Tuesday, October 2, 2012

Dorland Arts Colony Ellen Dorland, Founder 1931

I am grateful to be at Dorland, and anyone who visits this site needs to appreciate my patrons.  In the 1930's, the property called Dorland Mountain Arts Colony was homesteaded by Ellen and Robert Dorland.   Ellen Babcock Dorland was a world famous concert pianist in the early part of the 20th century and a gifted music teacher.  She dreamed of founding an artists colony like those she had attended on the East Coast.  Her friend Barbara Horton, a dedicatd environmentalist, shared her dream and was instrumental in founding the colony, through cultivating patrons and fund raising.   What beagan as a private retreat evolved into the only residential artists colony in Southern California.   It is an internationally recognized haven for artists, writers and composers. 

Curtis Horton, President of the Board of Directors presided over the event staged the day after my arrival.  His mother was the cohert of Ellen Dorland, in obtaining funds and patronage to put the dream into a concrete reality.  Curtis is an environmental law attorney, and a violinst in the Pasadena orchestra. He has a fond memory of his mother's interest in the arts, and wants to see Dorland recover its legacy, rise out of the ashes.    
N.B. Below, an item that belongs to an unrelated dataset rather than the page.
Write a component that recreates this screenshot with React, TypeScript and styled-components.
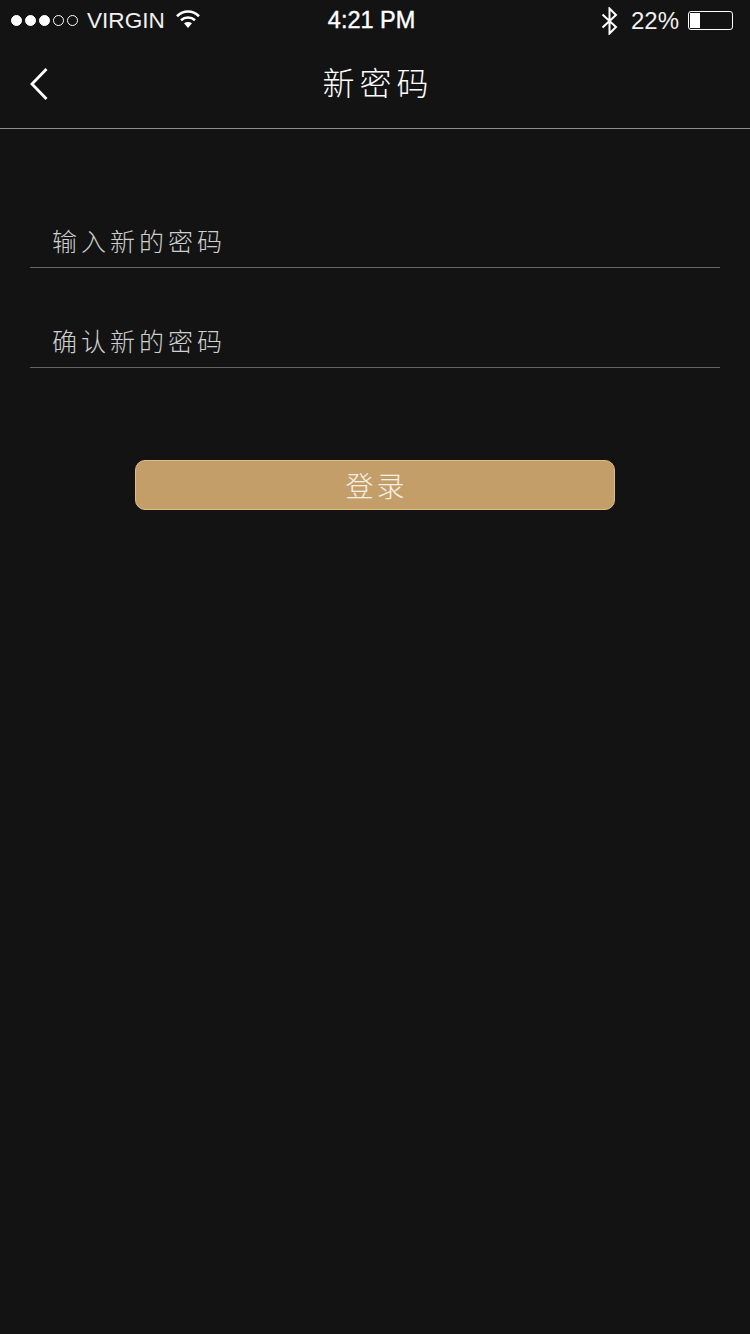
import React from "react";
import styled, { createGlobalStyle } from "styled-components";

const cjk = `"Noto Sans CJK SC", "Liberation Sans", sans-serif`;

const Global = createGlobalStyle`
  html, body { margin: 0; padding: 0; background: #131313; }
  * { box-sizing: border-box; }
`;

const Page = styled.div`
  width: 750px;
  min-height: 1334px;
  background: #131313;
  color: #fff;
  display: flex;
  flex-direction: column;
`;

const StatusBar = styled.div`
  height: 40px;
  display: flex;
  align-items: center;
  padding: 0 17px 0 11px;
  font-family: "Liberation Sans", Arial, sans-serif;
  font-size: 23px;
  color: #fff;
`;

const Signal = styled.div`
  display: flex;
  gap: 3px;
`;

const Dot = styled.span<{ $on: boolean }>`
  width: 11px;
  height: 11px;
  border-radius: 50%;
  border: 1px solid #fff;
  background: ${(p) => (p.$on ? "#fff" : "transparent")};
`;

const Carrier = styled.span`
  margin-left: 9px;
  font-size: 22.6px;
  line-height: 41px;
  color: #f0f0f0;
`;

const WifiIcon = styled.svg`
  margin-left: 11px;
  margin-top: -2px;
  display: block;
`;

const Time = styled.span`
  margin-left: 128px;
  font-size: 23.5px;
  font-weight: 400;
  -webkit-text-stroke: 0.4px #fff;
  line-height: 41px;
`;

const Spacer = styled.div`
  flex: 1;
`;

const BluetoothIcon = styled.svg`
  display: block;
  margin-top: 1px;
`;

const Percent = styled.span`
  margin-left: 13px;
  font-size: 24px;
  line-height: 41px;
  color: #f0f0f0;
`;

const Battery = styled.div`
  margin-left: 9px;
  width: 45px;
  height: 19px;
  border: 1.5px solid #fff;
  border-radius: 3px;
  padding: 1px;
  display: flex;
`;

const BatteryLevel = styled.div`
  background: #fff;
`;

const NavBar = styled.div`
  height: 89px;
  border-bottom: 1px solid #8e8e86;
  display: flex;
  align-items: center;
  justify-content: center;
  position: relative;
  padding-bottom: 7px;
`;

const BackIcon = styled.svg`
  position: absolute;
  left: 30px;
  top: 27px;
  display: block;
`;

const Title = styled.h1`
  margin: 0;
  font-family: ${cjk};
  font-size: 32px;
  font-weight: 300;
  line-height: 44px;
  letter-spacing: 5px;
  padding-left: 6px;
  color: #fff;
`;

const Form = styled.div`
  display: flex;
  flex-direction: column;
  padding: 0 30px;
  margin-top: 71px;
`;

const Field = styled.div`
  height: 68px;
  margin-bottom: 32px;
  padding: 21px 0 0 22px;
  border-bottom: 1px solid #6a6458;
  font-family: ${cjk};
  font-size: 25px;
  font-weight: 300;
  line-height: 38px;
  letter-spacing: 4px;
  color: #cfcfcf;
`;

const SubmitRow = styled.div`
  display: flex;
  justify-content: center;
  margin-top: 60px;
`;

const Submit = styled.button`
  width: 480px;
  height: 50px;
  background: #c49e69;
  border: 1px solid #e0bd85;
  border-radius: 10px;
  padding: 0 0 0 3px;
  font-family: ${cjk};
  font-size: 28px;
  font-weight: 300;
  line-height: 46px;
  letter-spacing: 3px;
  color: #f6f0e4;
`;

export default function App() {
  return (
    <Page>
      <Global />
      <StatusBar>
        <Signal>
          {[1, 1, 1, 0, 0].map((on, i) => (
            <Dot key={i} $on={!!on} />
          ))}
        </Signal>
        <Carrier>VIRGIN</Carrier>
        <WifiIcon width="24" height="18" viewBox="0 0 24 18" fill="none" stroke="#fff" strokeWidth="2.6">
          <path d="M1 6.2C7.5 0 16.5 0 23 6.2" />
          <path d="M5 10.2c4-3.7 10-3.7 14 0" />
          <path d="M12 18 8 13.2c2.400-1.700 5.600-1.700 8 0z" fill="#fff" stroke="none" />
        </WifiIcon>
        <Time>4:21 PM</Time>
        <Spacer />
        <BluetoothIcon width="17" height="28" viewBox="0 0 17 28" fill="none" stroke="#fff" strokeWidth="2">
          <path d="M1.500 7.500 15 20 8.500 26.500V1.500L15 8 1.500 20.500" />
        </BluetoothIcon>
        <Percent>22%</Percent>
        <Battery>
          <BatteryLevel style={{ width: `${22 * 0.45}px` }} />
        </Battery>
      </StatusBar>
      <NavBar>
        <BackIcon width="18" height="34" viewBox="0 0 18 34" fill="none" stroke="#fff" strokeWidth="2.800">
          <path d="M16.500 2 2 17 16.500 32" />
        </BackIcon>
        <Title>新密码</Title>
      </NavBar>
      <Form>
        <Field>输入新的密码</Field>
        <Field>确认新的密码</Field>
        <SubmitRow>
          <Submit>登录</Submit>
        </SubmitRow>
      </Form>
    </Page>
  );
}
Between 1974 and 1988, Dorland was under the stewardship of The Nature Conservancy, an international land preservation group, which wanted to protect Dorland's unique plants and wildlife.  It is also recognized as an Indian burial ground, considered sacred by local tribes.   In July 1988, the Nature Conservancy deeded the property back to the Colony's board of directions with the restirciton that the land be protected from development in perpetuity. 

In May 2004, a wildfire swept through Dorland, destroying ten buildings.  Fortunately the colony had evacuated.   Not long after the Board convened and unanimously voted to rebuild.  With only small donations, it now has two Katrina(from the hurricane disaster) cottages for resident artists.